Aber sehr viele Leute haben ein Bett, das 140 Zentimeter breit ist, argumentierte ich. Das ist kein Paarbett, das ist nur für mich.
Für Sie allein?, zweifelte die Bedarfsfeststellerin, setzte sich auf mein Bett und hopste ein wenig. Dann zog sie das Bettlaken zur Seite und ließ den Anblick der nackten, noch ganz neuen Matratze auf sich wirken.
Betäubt dachte ich: Der Staat sitzt auf meinem Bett … in Gestalt Peggys, die wahrscheinlich noch vor kurzem ebenso arbeitslos war wie ich und jetzt, nach einer Schulung im SGB II und auf befristeter Basis, von Tür zu Türe zieht und sich ihrer Macht über die Menschen freut, deren Bettdecken sie im Namen des Gesetzes lupfen darf.
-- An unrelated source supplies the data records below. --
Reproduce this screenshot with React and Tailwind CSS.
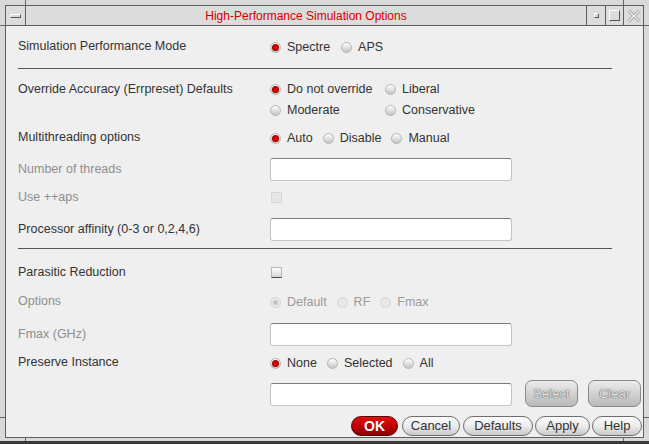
import React from 'react';

const Radio = ({ on, disabled }) => (
  <span
    className={`inline-flex w-[11px] h-[11px] rounded-full items-center justify-center shrink-0 border ${
      disabled
        ? 'bg-[#e8e8e8] border-[#d2d2d2]'
        : 'bg-linear-to-b from-[#ffffff] to-[#c4c4c4] border-[#b4b4b4]'
    }`}
  >
    {on && (
      <span className={`w-[5px] h-[5px] rounded-full ${disabled ? 'bg-[#c4c4c4]' : 'bg-[#e00000] shadow-[0_0_0_1px_#9a0000]'}`} />
    )}
  </span>
);

const Opt = ({ label, on, disabled, className = '' }) => (
  <span className={`flex items-center ${className}`}>
    <Radio on={on} disabled={disabled} />
    <span className={`ml-[6px] ${disabled ? 'text-[#9a9a9a]' : 'text-[#333]'}`}>{label}</span>
  </span>
);

const Check = ({ disabled }) => (
  <span
    className={`block w-[11px] h-[11px] border ${
      disabled
        ? 'bg-[#e6e6e6] border-[#d6d6d6]'
        : 'bg-linear-to-b from-white to-[#d4d4d4] border-[#b8b8b8] border-b-[#4a4a4a]'
    }`}
  />
);

const Field = () => (
  <div className="w-[242px] h-[23px] bg-white rounded-[3px] border border-[#c4c4c4] border-t-[#7c7c7c]" />
);

const Row = ({ label, disabled, h, className = '', children }) => (
  <div className={`grid grid-cols-[252px_1fr] items-center ${h} ${className}`}>
    <span className={disabled ? 'text-[#8e8e8e]' : 'text-[#333]'}>{label}</span>
    <div className="flex items-center">{children}</div>
  </div>
);

const Pill = ({ children, w, className = '' }) => (
  <div
    className={`${w} h-[20px] rounded-full border border-[#6e6e6e] bg-linear-to-b from-[#fbfbfb] via-[#ececec] to-[#c9c9c9] text-[#333] text-[13px] flex items-center justify-center ${className}`}
  >
    {children}
  </div>
);

const GrayBtn = ({ children, className = '' }) => (
  <div
    className={`w-[53px] h-[27px] rounded-[7px] border border-[#8a8a8a] bg-linear-to-b from-[#ececec] to-[#b9b9b9] text-[#e6e6e6] text-[13px] flex items-center justify-center [text-shadow:0_0_1px_#555,0_0_1px_#555] ${className}`}
  >
    {children}
  </div>
);

export default function App() {
  return (
    <div className="relative w-[649px] h-[444px] bg-[#d9d9d9] pt-[5px] px-[5px] pb-[3px] border-b-[3px] border-[#3a3a3a] flex flex-col font-['Liberation_Sans',Arial,sans-serif] text-[12.5px]">
      {/* frame resize handles */}
      <span className="absolute left-[25px] top-0 w-px h-[5px] bg-[#666]" />
      <span className="absolute left-[623px] top-0 w-px h-[5px] bg-[#666]" />
      <span className="absolute left-[25px] bottom-0 w-px h-[4px] bg-[#666]" />
      <span className="absolute left-[623px] bottom-0 w-px h-[4px] bg-[#666]" />
      <span className="absolute left-0 top-[25px] w-[5px] h-px bg-[#666]" />
      <span className="absolute right-0 top-[25px] w-[5px] h-px bg-[#666]" />
      <span className="absolute left-0 top-[417px] w-[5px] h-px bg-[#666]" />
      <span className="absolute right-0 top-[417px] w-[5px] h-px bg-[#666]" />

      <div className="flex-1 flex flex-col border border-[#5e5e5e]">
        {/* title bar */}
        <div className="h-[20px] flex border-b border-[#5e5e5e] bg-[#dcdcdc]">
          <div className="w-[20px] border-r border-[#5e5e5e] flex items-center justify-center">
            <span className="block w-[11px] h-[4px] border border-white border-r-[#555] border-b-[#555] bg-[#d8d8d8]" />
          </div>
          <div className="flex-1 flex items-center justify-center text-[#d40000] text-[12px]">
            High-Performance Simulation Options
          </div>
          <div className="w-[19px] border-l border-[#5e5e5e] flex items-center justify-center">
            <span className="block w-[5px] h-[5px] border border-white border-r-[#555] border-b-[#555] bg-[#d8d8d8]" />
          </div>
          <div className="w-[18px] border-l border-[#5e5e5e] flex items-center justify-center">
            <span className="block w-[11px] h-[11px] border border-white border-r-[#555] border-b-[#555] bg-[#dcdcdc]" />
          </div>
          <div className="w-[20px] border-l border-[#5e5e5e] flex items-center justify-center">
            <svg width="14" height="14" viewBox="0 0 14 14">
              <path d="M1.5 1.5L12.5 12.5M12.5 1.5L1.5 12.5" stroke="#9a9a9a" strokeWidth="3" />
              <path d="M1.5 1.5L12.5 12.5M12.5 1.5L1.5 12.5" stroke="#f4f4f4" strokeWidth="1.2" />
            </svg>
          </div>
        </div>

        {/* content */}
        <div className="flex-1 bg-[#efefef] pl-[12px] flex flex-col">
          <Row label="Simulation Performance Mode" h="h-[20px]" className="mt-[10px]">
            <div className="flex items-center gap-[11px] mt-[2px]">
              <Opt label="Spectre" on />
              <Opt label="APS" />
            </div>
          </Row>

          <div className="mt-[12px] mr-[31px] h-px bg-[#555]" />

          <div className="grid grid-cols-[252px_1fr] mt-[10px]">
            <span className="text-[#333] h-[21px] flex items-center">Override Accuracy (Errpreset) Defaults</span>
            <div className="grid grid-cols-[115px_auto] justify-start">
              <Opt label="Do not override" on className="h-[21px]" />
              <Opt label="Liberal" className="h-[21px]" />
              <Opt label="Moderate" className="h-[21px]" />
              <Opt label="Conservative" className="h-[21px]" />
            </div>
          </div>

          <Row label="Multithreading options" h="h-[20px]" className="mt-[6px]">
            <div className="flex items-center gap-[10px] mt-[2px]">
              <Opt label="Auto" on />
              <Opt label="Disable" />
              <Opt label="Manual" />
            </div>
          </Row>

          <Row label="Number of threads" disabled h="h-[23px]" className="mt-[11px]">
            <Field />
          </Row>

          <Row label="Use ++aps" disabled h="h-[21px]" className="mt-[6px]">
            <span className="ml-[1px]"><Check disabled /></span>
          </Row>

          <Row label="Processor affinity (0-3 or 0,2,4,6)" h="h-[23px]" className="mt-[10px]">
            <Field />
          </Row>

          <div className="mt-[7px] mr-[31px] h-px bg-[#555]" />

          <Row label="Parasitic Reduction" h="h-[21px]" className="mt-[13px]">
            <span className="ml-[1px]"><Check /></span>
          </Row>

          <Row label="Options" disabled h="h-[21px]" className="mt-[8px]">
            <div className="flex items-center gap-[10px] mt-[2px]">
              <Opt label="Default" on disabled />
              <Opt label="RF" disabled />
              <Opt label="Fmax" disabled />
            </div>
          </Row>

          <Row label="Fmax (GHz)" disabled h="h-[23px]" className="mt-[11px]">
            <Field />
          </Row>

          <Row label="Preserve Instance" h="h-[20px]" className="mt-[6px]">
            <div className="flex items-center gap-[10px] mt-[2px]">
              <Opt label="None" on />
              <Opt label="Selected" />
              <Opt label="All" />
            </div>
          </Row>

          <div className="flex mt-[8px] h-[27px]">
            <div className="ml-[252px] mt-[3px]">
              <Field />
            </div>
            <GrayBtn className="ml-[13px]">Select</GrayBtn>
            <GrayBtn className="ml-[10px]">Clear</GrayBtn>
          </div>

          <div className="flex justify-end mt-[9px] pr-[1px]">
            <div className="w-[47px] h-[20px] rounded-full border border-[#5a0000] bg-linear-to-b from-[#e01010] via-[#c00000] to-[#8c0000] text-white font-bold text-[14px] flex items-center justify-center">
              OK
            </div>
            <Pill w="w-[58px]" className="ml-[4px]">Cancel</Pill>
            <Pill w="w-[70px]" className="ml-[3px]">Defaults</Pill>
            <Pill w="w-[55px]" className="ml-[2px]">Apply</Pill>
            <Pill w="w-[50px]" className="ml-[2px]">Help</Pill>
          </div>
        </div>
      </div>
    </div>
  );
}
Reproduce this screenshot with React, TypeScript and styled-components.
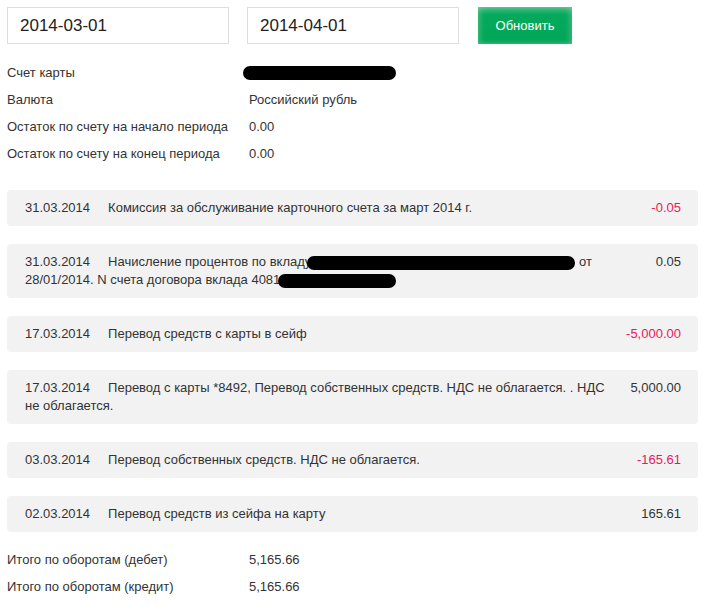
import { createGlobalStyle } from "styled-components";
import styled from "styled-components";

const GlobalStyle = createGlobalStyle`
  body {
    margin: 0;
    background: #fff;
    font-family: "Liberation Sans", Arial, sans-serif;
    color: #333;
  }
`;

const Page = styled.div`
  padding: 7px;
  width: 691px;
  font-size: 13px;
`;

const Filters = styled.div`
  display: flex;
  align-items: center;
  gap: 18px;
`;

const DateInput = styled.input<{ $w: number }>`
  box-sizing: border-box;
  width: ${(p) => p.$w}px;
  height: 37px;
  border: 1px solid #dedede;
  padding: 0 12px;
  font-family: "Liberation Sans", Arial, sans-serif;
  font-size: 17px;
  color: #222;
  outline: none;
`;

const RefreshButton = styled.button`
  width: 94px;
  height: 37px;
  margin-left: 1px;
  border: none;
  background: linear-gradient(#3cbb7c 0, #06a95b 8px, #00a659 100%);
  box-shadow: inset 3px 0 5px rgba(255, 255, 255, 0.18),
    inset -3px 0 5px rgba(255, 255, 255, 0.18);
  color: #fff;
  font-family: "Liberation Sans", Arial, sans-serif;
  font-size: 13px;
  cursor: pointer;
`;

const InfoTable = styled.div<{ $top: number }>`
  display: grid;
  grid-template-columns: 242px auto;
  grid-auto-rows: 27px;
  align-items: center;
  margin-top: ${(p) => p.$top}px;
`;

const Redacted = styled.span<{ $w: number; $shift?: number }>`
  display: inline-block;
  vertical-align: middle;
  width: ${(p) => p.$w}px;
  height: 14px;
  margin-left: ${(p) => p.$shift ?? 0}px;
  background: #000;
  border-radius: 7px;
`;

const List = styled.div`
  display: flex;
  flex-direction: column;
  gap: 18px;
  margin-top: 23px;
`;

const Row = styled.div`
  display: grid;
  grid-template-columns: 1fr 70px;
  padding: 9px 17px 9px 18px;
  background: #f2f2f2;
  border-radius: 4px;
  line-height: 18px;
`;

const Description = styled.div`
  padding-right: 4px;
`;

const DateCell = styled.span`
  margin-right: 18px;
`;

const Amount = styled.div<{ $neg?: boolean }>`
  text-align: right;
  color: ${(p) => (p.$neg ? "#e8195c" : "#333")};
`;

type Tx = { date: string; text: React.ReactNode; amount: string };

const txs: Tx[] = [
  {
    date: "31.03.2014",
    text: "Комиссия за обслуживание карточного счета за март 2014 г.",
    amount: "-0.05",
  },
  {
    date: "31.03.2014",
    text: (
      <>
        Начисление процентов по вкладу
        <Redacted $w={268} $shift={-4} /> от 28/01/2014. N счета договора вклада 4081
        <Redacted $w={118} $shift={-2} />
      </>
    ),
    amount: "0.05",
  },
  {
    date: "17.03.2014",
    text: "Перевод средств с карты в сейф",
    amount: "-5,000.00",
  },
  {
    date: "17.03.2014",
    text: "Перевод с карты *8492, Перевод собственных средств. НДС не облагается. . НДС не облагается.",
    amount: "5,000.00",
  },
  {
    date: "03.03.2014",
    text: "Перевод собственных средств. НДС не облагается.",
    amount: "-165.61",
  },
  {
    date: "02.03.2014",
    text: "Перевод средств из сейфа на карту",
    amount: "165.61",
  },
];

export default function App() {
  return (
    <>
      <GlobalStyle />
      <Page>
        <Filters>
          <DateInput $w={222} defaultValue="2014-03-01" />
          <DateInput $w={212} defaultValue="2014-04-01" />
          <RefreshButton>Обновить</RefreshButton>
        </Filters>

        <InfoTable $top={15}>
          <div>Счет карты</div>
          <div>
            <Redacted $w={153} $shift={-6} />
          </div>
          <div>Валюта</div>
          <div>Российский рубль</div>
          <div>Остаток по счету на начало периода</div>
          <div>0.00</div>
          <div>Остаток по счету на конец периода</div>
          <div>0.00</div>
        </InfoTable>

        <List>
          {txs.map((t, i) => (
            <Row key={i}>
              <Description>
                <DateCell>{t.date}</DateCell>
                {t.text}
              </Description>
              <Amount $neg={t.amount.startsWith("-")}>{t.amount}</Amount>
            </Row>
          ))}
        </List>

        <InfoTable $top={14}>
          <div>Итого по оборотам (дебет)</div>
          <div>5,165.66</div>
          <div>Итого по оборотам (кредит)</div>
          <div>5,165.66</div>
        </InfoTable>
      </Page>
    </>
  );
}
Ihre Kumpanin saß unterdessen am Küchentisch und schrieb im lavendelfarbenen Schnellhefter: Was ich denn gleich noch mal alles beantragen wolle? Wie sich der Nachname meiner Mitbewohnerin buchstabiere? Und das Verhältnis zu meinem Mitbewohner? – Wir wissen nichts, flötete sie, – gar nichts! Aber sie haben doch vorher schon zusammengewohnt, nicht wahr?!
Dass sie einerseits das Amt repräsentierte und dass, andererseits, der Umfang ihres Wissens über mich überhaupt nicht einzuschätzen war, verlieh ihrer fröhlichen Dumpfheit etwas Satanisches.
Als sie kurz darauf gegangen waren, saßen wir noch lange wie geschlagen in der Küche. Mein Mitbewohner begann, über die bedauerliche Staatstreue des Proletariats in diesem Land zu philosophieren, die noch immer jedes revolutionäre Bewusstsein sabotiert habe; ich saß ihm schweigend gegenüber.
Am nächsten Morgen um sieben kam noch einen Anruf von den Bedarfsfeststellerinnen. Ich weiß bis heute nicht, woher sie meine Telefonnummer hatten, die dem Amt nie ausgehändigt worden war.
Guten Morgen, Frau Linkerhand, rief es aufgekratzt, – eine Frage hab ich! Wie buchstabiert sich der Nachname Ihrer Mitbewohnerin?